**Short exercise:** List the lines of this listing that hold the word "styles".

**Data lines:**
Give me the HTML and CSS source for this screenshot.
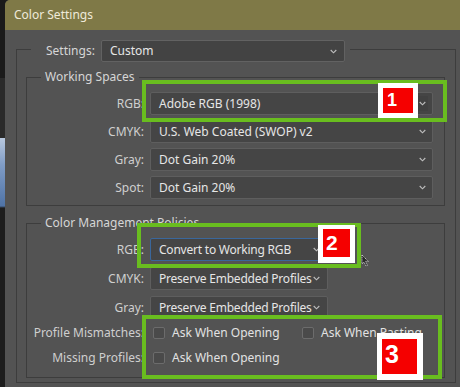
FILE: index.html
```html
<!DOCTYPE html>
<html>
<head>
<meta charset="utf-8">
<link rel="stylesheet" href="styles.css">
</head>
<body>
<div class="screen">
  <div class="side"></div>
  <div class="window">
    <div class="titlebar">Color Settings</div>
    <div class="content">
      <fieldset class="outer">
        <legend class="outer-legend">
          <div class="settings-row">
            <span class="settings-label">Settings:</span>
            <div class="select select-settings"><span>Custom</span><span class="chev-box"><svg class="chev" viewBox="0 0 8 5"><polyline points="0.8,0.8 4,4 7.2,0.8"/></svg></span></div>
          </div>
        </legend>

        <fieldset class="group ws">
          <legend>Working Spaces</legend>
          <div class="rows">
            <div class="row"><label>RGB:</label><div class="select select-wide"><span>Adobe RGB (1998)</span><span class="chev-box boxed"><svg class="chev" viewBox="0 0 8 5"><polyline points="0.8,0.8 4,4 7.2,0.8"/></svg></span></div></div>
            <div class="row"><label>CMYK:</label><div class="select select-wide"><span>U.S. Web Coated (SWOP) v2</span><span class="chev-box"><svg class="chev" viewBox="0 0 8 5"><polyline points="0.8,0.8 4,4 7.2,0.8"/></svg></span></div></div>
            <div class="row"><label>Gray:</label><div class="select select-wide"><span>Dot Gain 20%</span><span class="chev-box"><svg class="chev" viewBox="0 0 8 5"><polyline points="0.8,0.8 4,4 7.2,0.8"/></svg></span></div></div>
            <div class="row"><label>Spot:</label><div class="select select-wide"><span>Dot Gain 20%</span><span class="chev-box"><svg class="chev" viewBox="0 0 8 5"><polyline points="0.8,0.8 4,4 7.2,0.8"/></svg></span></div></div>
          </div>
        </fieldset>

        <fieldset class="group cmp">
          <legend>Color Management Policies</legend>
          <div class="rows rows-cmp">
            <div class="row"><label>RGB:</label><div class="select select-policy focused"><span>Convert to Working RGB</span><span class="chev-box"><svg class="chev" viewBox="0 0 8 5"><polyline points="0.8,0.8 4,4 7.2,0.8"/></svg></span></div></div>
            <div class="row"><label>CMYK:</label><div class="select select-policy"><span>Preserve Embedded Profiles</span><span class="chev-box"><svg class="chev" viewBox="0 0 8 5"><polyline points="0.8,0.8 4,4 7.2,0.8"/></svg></span></div></div>
            <div class="row"><label>Gray:</label><div class="select select-policy"><span>Preserve Embedded Profiles</span><span class="chev-box"><svg class="chev" viewBox="0 0 8 5"><polyline points="0.8,0.8 4,4 7.2,0.8"/></svg></span></div></div>
          </div>
          <div class="rows rows-check">
            <div class="row row-check">
              <label>Profile Mismatches:</label>
              <div class="checks">
                <span class="check-item first"><span class="box"></span>Ask When Opening</span>
                <span class="check-item"><span class="box"></span>Ask When Pasting</span>
              </div>
            </div>
            <div class="row row-check">
              <label>Missing Profiles:</label>
              <div class="checks">
                <span class="check-item first"><span class="box"></span>Ask When Opening</span>
              </div>
            </div>
          </div>
        </fieldset>
      </fieldset>
    </div>
  </div>

  <div class="hl hl-1"></div>
  <div class="hl hl-2"></div>
  <div class="hl hl-3"></div>
  <div class="tag tag-1"><span class="num">1</span></div>
  <div class="tag tag-2"><span class="num">2</span></div>
  <div class="tag tag-3"><span class="num">3</span></div>
  <svg class="cursor" viewBox="0 0 8 13"><path d="M1 1 L1 10 L3 8 L5 12 L6.5 11.3 L4.6 7.4 L7.4 7.4 Z"/></svg>
</div>
</body>
</html>
```

FILE: styles.css
```css
* { box-sizing: border-box; margin: 0; padding: 0; }
html, body { width: 460px; height: 387px; overflow: hidden; }
body {
  background: #1c1c1c;
  font-family: "Noto Sans", "Open Sans", sans-serif;
  font-size: 12px;
  line-height: 16px;
  color: #d2d2d2;
}
.screen { position: relative; display: flex; height: 387px; }
.side {
  width: 5px;
  flex: none;
  background: linear-gradient(to bottom,
    #1a1a1a 0, #1a1a1a 78px, #2a2a2a 78px, #2a2a2a 138px,
    #b8c8de 138px, #7f9cc6 165px, #4f73a6 206px, #1d1d1d 208px, #1d1d1d 100%);
}
.window {
  flex: 1;
  display: flex;
  flex-direction: column;
  background: #535353;
  border-top-left-radius: 5px;
  overflow: hidden;
}
.titlebar {
  height: 30px;
  flex: none;
  background: #7f7947;
  color: #efeada;
  padding-left: 9px;
  line-height: 30px;
}
.content { flex: 1; padding: 6px 0 0 11px; }

fieldset {
  border: 1px solid #3d3d3d;
  min-width: 0;
}
.outer {
  width: 440px;
  padding: 0 10px 4px 9px;
}
.outer-legend {
  margin-left: 5px;
  padding: 4px 5px 0 15px;
}
.settings-row { display: flex; align-items: center; gap: 6px; }
.settings-label { color: #d6d6d6; }

.select {
  height: 23px;
  background: #454545;
  border: 1px solid #5e5e5e;
  border-radius: 2px;
  padding: 0 4px 0 8px;
  display: flex;
  align-items: center;
  justify-content: space-between;
  color: #e6e6e6;
  white-space: nowrap;
}
.select-settings { width: 244px; height: 22px; border-color: #626262; background: #434343; }
.select-wide { width: 283px; }
.select-policy { width: 178px; padding-right: 5px; letter-spacing: -0.22px; }
.select.focused { border-color: #3a679c; }
.chev-box {
  display: flex;
  align-items: center;
  justify-content: center;
  width: 12px;
  height: 15px;
}
.chev-box.boxed { background: #414141; }
.chev { width: 7px; height: 5px; fill: none; stroke: #bdbdbd; stroke-width: 1.3; }

.group { width: 419px; padding: 0 10px 6px 0; }
.group legend {
  margin-left: 14px;
  padding: 0 4px;
  line-height: 16px;
  color: #d6d6d6;
}
.ws { margin-top: 7px; }
.cmp { margin-top: 9px; padding-bottom: 9px; }

.rows { display: flex; flex-direction: column; gap: 5px; margin-top: 7px; }
.rows-cmp { gap: 6px; }
.rows-check { gap: 5px; margin-top: 4px; }
.row {
  display: grid;
  grid-template-columns: 117px auto;
  column-gap: 6px;
  align-items: center;
}
.row label { text-align: right; color: #cfcfcf; white-space: nowrap; }
.row-check { height: 20px; }
.checks { display: flex; align-items: center; padding-left: 3px; }
.check-item { display: flex; align-items: center; gap: 7px; color: #e2e2e2; white-space: nowrap; }
.check-item.first { width: 149px; }
.box {
  width: 12px;
  height: 12px;
  border: 1px solid #6c6c6c;
  border-radius: 2px;
  background: #4a4a4a;
}

/* annotations */
.hl { position: absolute; border: 4px solid #69bd1f; }
.hl-1 { left: 142px; top: 80px; width: 305px; height: 42px; }
.hl-2 { left: 137px; top: 223px; width: 224px; height: 45px; }
.hl-3 { left: 142px; top: 315px; width: 300px; height: 64px; }

.tag { position: absolute; background: #ffffff; display: flex; }
.tag .num {
  flex: 1;
  background: #f50000;
  color: #ffffff;
  font-family: "Liberation Sans", Arial, sans-serif;
  font-weight: bold;
}
.tag-1 { left: 378px; top: 83px; width: 40px; height: 35px; padding: 5px 5px 5px 5px; }
.tag-1 .num { font-size: 18px; line-height: 24px; padding-left: 4px; }
.tag-2 { left: 318px; top: 225px; width: 37px; height: 38px; padding: 4px 5px 6px 5px; }
.tag-2 .num { font-size: 21px; line-height: 28px; padding-left: 3px; }
.tag-3 { left: 377px; top: 333px; width: 46px; height: 47px; padding: 6px 6px 6px 5px; }
.tag-3 .num { font-size: 25px; line-height: 31px; padding-left: 3px; }

.cursor {
  position: absolute;
  left: 361px;
  top: 254px;
  width: 8px;
  height: 13px;
  fill: #2a2a2a;
  stroke: #dcdcdc;
  stroke-width: 0.9;
  stroke-dasharray: 1.2 1;
}
```
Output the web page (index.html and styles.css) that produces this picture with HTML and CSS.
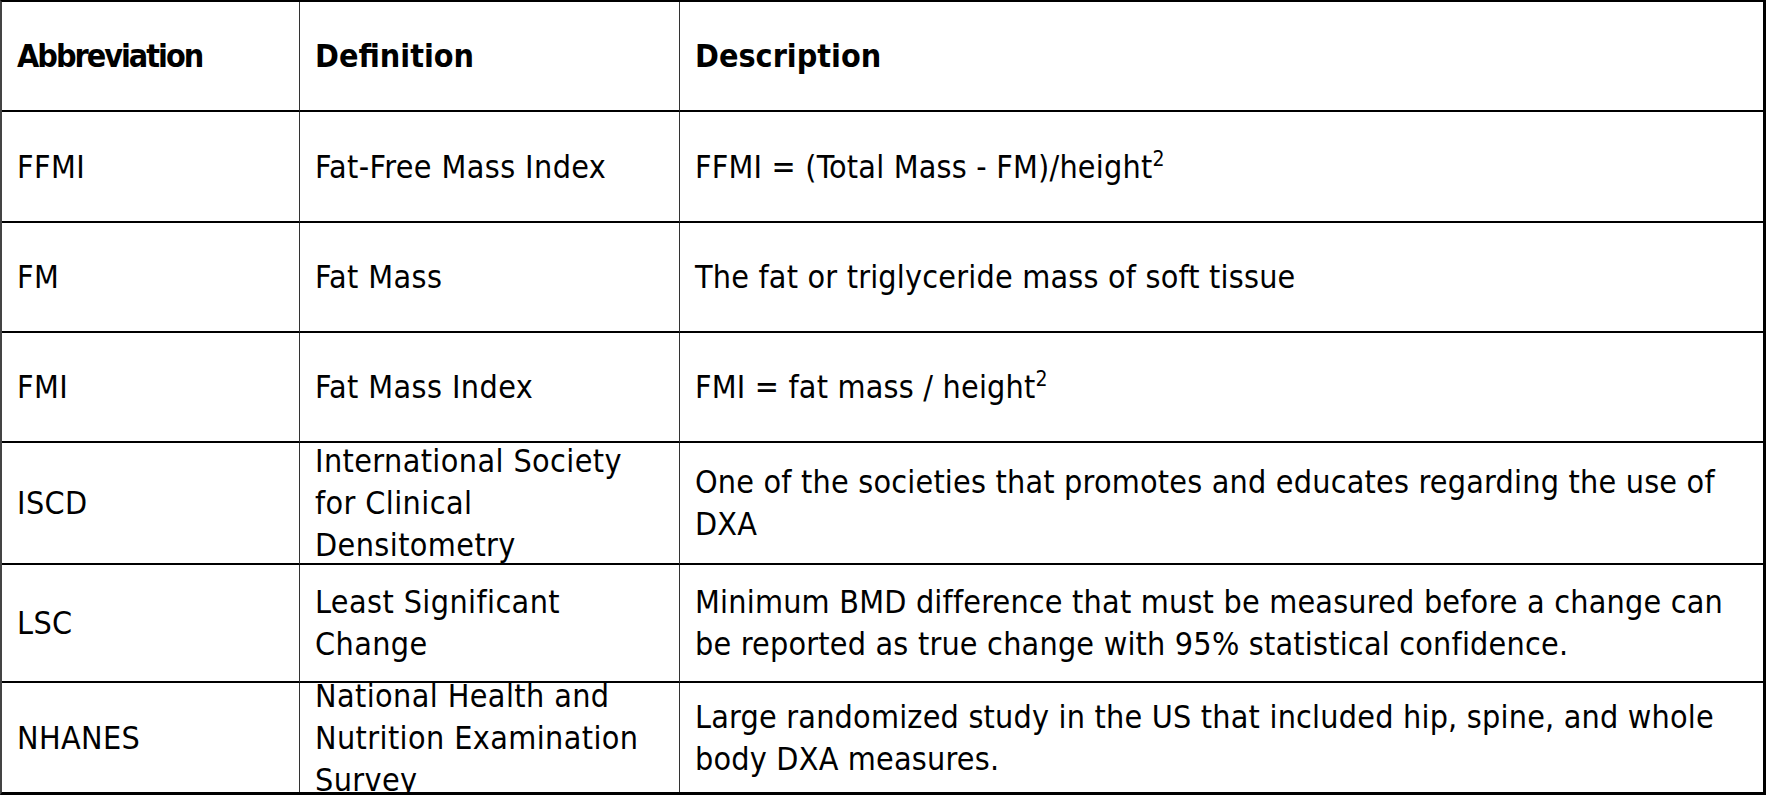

**Response:**
<link rel="stylesheet" href="styles.css">
FILE: styles.css
Output the web page (index.html and styles.css) that produces this picture with HTML and CSS.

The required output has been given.